Clergerie is the last remaining shoemaker that still produces its shoes in the region. The Clergerie shoes use wood and raffia, two materials that would make up for the penury of leather during World War II and have become signature elements of the Maison. The raffia is woven by hand by traditional artisans in Morocco and the shoes are assembled in France in their factory in Romans-sur- Isere. We brought the cork element, a low impact material as you don’t kill the tree but shave the trunk instead. Combining these elements together was the essence of our capsule collection.

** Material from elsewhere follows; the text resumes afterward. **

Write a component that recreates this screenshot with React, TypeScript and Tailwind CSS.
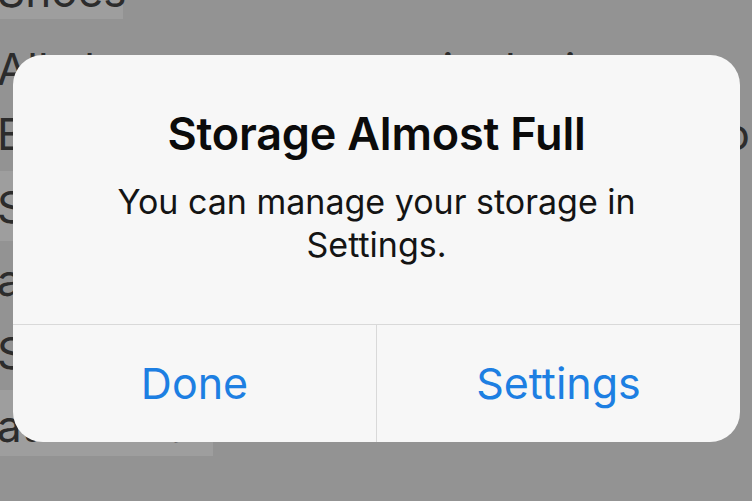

“After a year of quarantine in Argentina, one day I found myself having panic attacks and experiencing feelings of loss. I travelled to New York; one evening, my friend Gabi asked me to draw what I felt. I started by drawing lavender and flowers that looked like mandalas, then, she asked me to draw every day. That is how a journey of healing started in my mind, which helped me find myself. As time went by, I understood that these were all things I needed. Nearly without noticing, I started using lavender oil which relaxed my mind and I found myself connecting with flowers and nature; I understood that my head drew everything that made me feel good. That is how I found myself again.”

– Paola Pravato


The music is a tribute to Mike D from the Beastie Boys, Hester Diamond's son. It contains elements from Uruguay, with the voice of La Mala Rodriguez, keyboard and live scratching from Luciano Supervielle, and was composed and designed by Juan Campodonico.



LINEN represents 26% of the woven collection. Linen is a much more complete fiber than cotton because it absorbs less water as a crop and at the same time, its flaxseed can be used for nutritional value; COTTON usage is only deadstock; For footwear, we have used LACTAE HEVEA – a natural rubber derived from the milk of hevea tree; CORK is a low impact material as you don’t kill the tree but shave the trunk instead; BIO EVA – a combination of bio based and recycled EVA foam; Recycled and deadstock materials while being under what we had targeted for this season represent 38% of the collection but we will recalibrate to hit our 2022 target by designing Pre-Fall with 100% deadstock / recycled materials.


Our natural dye capsule for Spring 22 incorporates 100% natural ingredients from the following plants: Welda, Chlorophyllin, and Madder. The process is more sustainable and conscientious for the environment. Seeds are cultivated, dried, and then ground into powder form to create these unique and organic colors.